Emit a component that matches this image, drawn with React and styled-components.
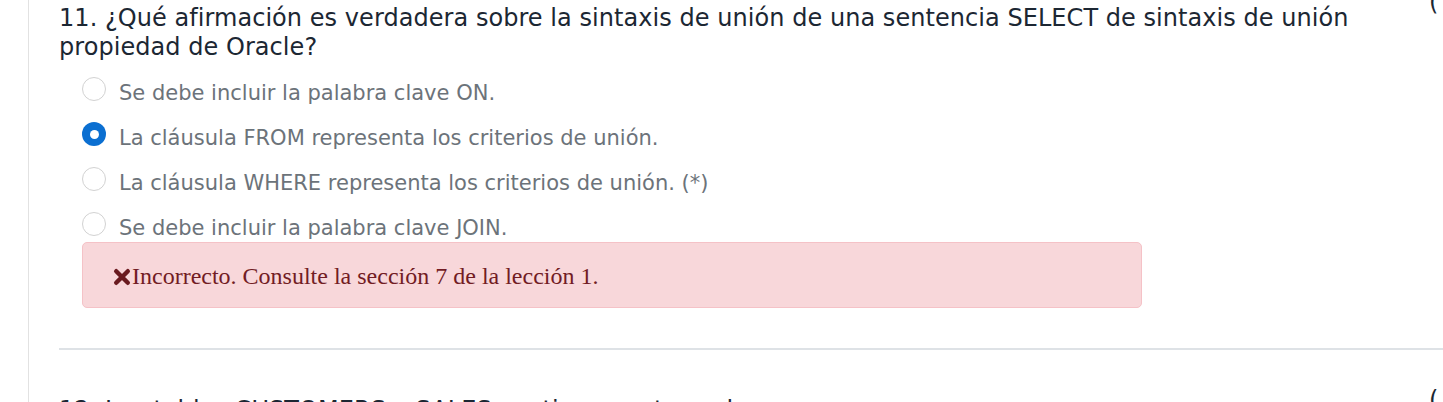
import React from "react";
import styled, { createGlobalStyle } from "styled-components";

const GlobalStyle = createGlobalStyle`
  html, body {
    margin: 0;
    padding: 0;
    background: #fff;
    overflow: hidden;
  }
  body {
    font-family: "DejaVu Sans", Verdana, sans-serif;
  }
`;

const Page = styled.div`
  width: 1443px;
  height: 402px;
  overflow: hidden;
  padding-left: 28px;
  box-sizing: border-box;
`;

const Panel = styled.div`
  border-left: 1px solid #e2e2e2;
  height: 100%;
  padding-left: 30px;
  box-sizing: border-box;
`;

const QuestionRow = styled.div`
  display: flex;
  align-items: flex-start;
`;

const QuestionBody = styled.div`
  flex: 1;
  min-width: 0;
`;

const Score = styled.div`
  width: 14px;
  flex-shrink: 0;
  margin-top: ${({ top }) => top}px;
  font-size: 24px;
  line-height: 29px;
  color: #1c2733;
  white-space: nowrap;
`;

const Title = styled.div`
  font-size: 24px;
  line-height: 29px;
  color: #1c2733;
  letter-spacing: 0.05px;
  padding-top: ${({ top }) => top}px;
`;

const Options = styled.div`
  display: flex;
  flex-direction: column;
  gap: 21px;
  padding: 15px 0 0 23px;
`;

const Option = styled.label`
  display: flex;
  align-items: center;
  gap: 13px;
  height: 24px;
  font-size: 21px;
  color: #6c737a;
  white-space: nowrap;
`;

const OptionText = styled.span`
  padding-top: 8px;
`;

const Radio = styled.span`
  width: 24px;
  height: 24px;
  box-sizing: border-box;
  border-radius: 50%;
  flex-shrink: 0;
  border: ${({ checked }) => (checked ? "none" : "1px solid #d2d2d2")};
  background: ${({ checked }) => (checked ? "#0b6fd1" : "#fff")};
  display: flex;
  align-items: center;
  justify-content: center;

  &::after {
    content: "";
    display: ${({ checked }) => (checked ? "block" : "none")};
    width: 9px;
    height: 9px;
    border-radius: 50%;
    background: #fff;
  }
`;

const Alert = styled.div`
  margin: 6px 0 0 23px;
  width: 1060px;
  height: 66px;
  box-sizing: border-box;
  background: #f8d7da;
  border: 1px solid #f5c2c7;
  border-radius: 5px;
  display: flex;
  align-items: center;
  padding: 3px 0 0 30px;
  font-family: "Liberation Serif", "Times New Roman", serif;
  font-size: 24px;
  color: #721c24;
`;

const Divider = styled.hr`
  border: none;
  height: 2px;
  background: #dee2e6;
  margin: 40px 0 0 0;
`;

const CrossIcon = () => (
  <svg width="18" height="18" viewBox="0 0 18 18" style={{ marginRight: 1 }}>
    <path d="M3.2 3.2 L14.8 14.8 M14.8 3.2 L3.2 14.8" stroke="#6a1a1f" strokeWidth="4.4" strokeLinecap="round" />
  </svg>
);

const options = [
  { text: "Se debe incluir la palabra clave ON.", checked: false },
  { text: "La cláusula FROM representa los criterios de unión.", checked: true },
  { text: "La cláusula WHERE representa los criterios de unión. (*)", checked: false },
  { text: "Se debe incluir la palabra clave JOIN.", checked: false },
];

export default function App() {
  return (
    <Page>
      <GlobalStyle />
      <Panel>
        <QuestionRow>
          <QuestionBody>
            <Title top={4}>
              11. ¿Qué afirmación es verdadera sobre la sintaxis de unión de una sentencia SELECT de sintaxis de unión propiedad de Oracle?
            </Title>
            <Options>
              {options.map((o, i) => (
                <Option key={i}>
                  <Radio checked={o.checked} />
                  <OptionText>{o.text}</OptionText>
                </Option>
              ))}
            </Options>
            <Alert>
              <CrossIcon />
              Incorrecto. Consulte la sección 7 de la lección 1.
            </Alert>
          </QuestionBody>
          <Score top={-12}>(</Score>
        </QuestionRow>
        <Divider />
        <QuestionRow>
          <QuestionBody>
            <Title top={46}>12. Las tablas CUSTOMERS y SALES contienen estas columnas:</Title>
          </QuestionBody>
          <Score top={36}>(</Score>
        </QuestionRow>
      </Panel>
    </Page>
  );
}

---*---

Description of the task: The pictures should not be reproduced; quote all of the other material exactly.

Solution to this problem:
Emit a component that matches this image, drawn with React and styled-components.
import React from "react";
import styled, { createGlobalStyle } from "styled-components";

const GlobalStyle = createGlobalStyle`
  html, body {
    margin: 0;
    padding: 0;
    background: #fff;
    overflow: hidden;
  }
  body {
    font-family: "DejaVu Sans", Verdana, sans-serif;
  }
`;

const Page = styled.div`
  width: 1443px;
  height: 402px;
  overflow: hidden;
  padding-left: 28px;
  box-sizing: border-box;
`;

const Panel = styled.div`
  border-left: 1px solid #e2e2e2;
  height: 100%;
  padding-left: 30px;
  box-sizing: border-box;
`;

const QuestionRow = styled.div`
  display: flex;
  align-items: flex-start;
`;

const QuestionBody = styled.div`
  flex: 1;
  min-width: 0;
`;

const Score = styled.div`
  width: 14px;
  flex-shrink: 0;
  margin-top: ${({ top }) => top}px;
  font-size: 24px;
  line-height: 29px;
  color: #1c2733;
  white-space: nowrap;
`;

const Title = styled.div`
  font-size: 24px;
  line-height: 29px;
  color: #1c2733;
  letter-spacing: 0.05px;
  padding-top: ${({ top }) => top}px;
`;

const Options = styled.div`
  display: flex;
  flex-direction: column;
  gap: 21px;
  padding: 15px 0 0 23px;
`;

const Option = styled.label`
  display: flex;
  align-items: center;
  gap: 13px;
  height: 24px;
  font-size: 21px;
  color: #6c737a;
  white-space: nowrap;
`;

const OptionText = styled.span`
  padding-top: 8px;
`;

const Radio = styled.span`
  width: 24px;
  height: 24px;
  box-sizing: border-box;
  border-radius: 50%;
  flex-shrink: 0;
  border: ${({ checked }) => (checked ? "none" : "1px solid #d2d2d2")};
  background: ${({ checked }) => (checked ? "#0b6fd1" : "#fff")};
  display: flex;
  align-items: center;
  justify-content: center;

  &::after {
    content: "";
    display: ${({ checked }) => (checked ? "block" : "none")};
    width: 9px;
    height: 9px;
    border-radius: 50%;
    background: #fff;
  }
`;

const Alert = styled.div`
  margin: 6px 0 0 23px;
  width: 1060px;
  height: 66px;
  box-sizing: border-box;
  background: #f8d7da;
  border: 1px solid #f5c2c7;
  border-radius: 5px;
  display: flex;
  align-items: center;
  padding: 3px 0 0 30px;
  font-family: "Liberation Serif", "Times New Roman", serif;
  font-size: 24px;
  color: #721c24;
`;

const Divider = styled.hr`
  border: none;
  height: 2px;
  background: #dee2e6;
  margin: 40px 0 0 0;
`;

const CrossIcon = () => (
  <svg width="18" height="18" viewBox="0 0 18 18" style={{ marginRight: 1 }}>
    <path d="M3.2 3.2 L14.8 14.8 M14.8 3.2 L3.2 14.8" stroke="#6a1a1f" strokeWidth="4.4" strokeLinecap="round" />
  </svg>
);

const options = [
  { text: "Se debe incluir la palabra clave ON.", checked: false },
  { text: "La cláusula FROM representa los criterios de unión.", checked: true },
  { text: "La cláusula WHERE representa los criterios de unión. (*)", checked: false },
  { text: "Se debe incluir la palabra clave JOIN.", checked: false },
];

export default function App() {
  return (
    <Page>
      <GlobalStyle />
      <Panel>
        <QuestionRow>
          <QuestionBody>
            <Title top={4}>
              11. ¿Qué afirmación es verdadera sobre la sintaxis de unión de una sentencia SELECT de sintaxis de unión propiedad de Oracle?
            </Title>
            <Options>
              {options.map((o, i) => (
                <Option key={i}>
                  <Radio checked={o.checked} />
                  <OptionText>{o.text}</OptionText>
                </Option>
              ))}
            </Options>
            <Alert>
              <CrossIcon />
              Incorrecto. Consulte la sección 7 de la lección 1.
            </Alert>
          </QuestionBody>
          <Score top={-12}>(</Score>
        </QuestionRow>
        <Divider />
        <QuestionRow>
          <QuestionBody>
            <Title top={46}>12. Las tablas CUSTOMERS y SALES contienen estas columnas:</Title>
          </QuestionBody>
          <Score top={36}>(</Score>
        </QuestionRow>
      </Panel>
    </Page>
  );
}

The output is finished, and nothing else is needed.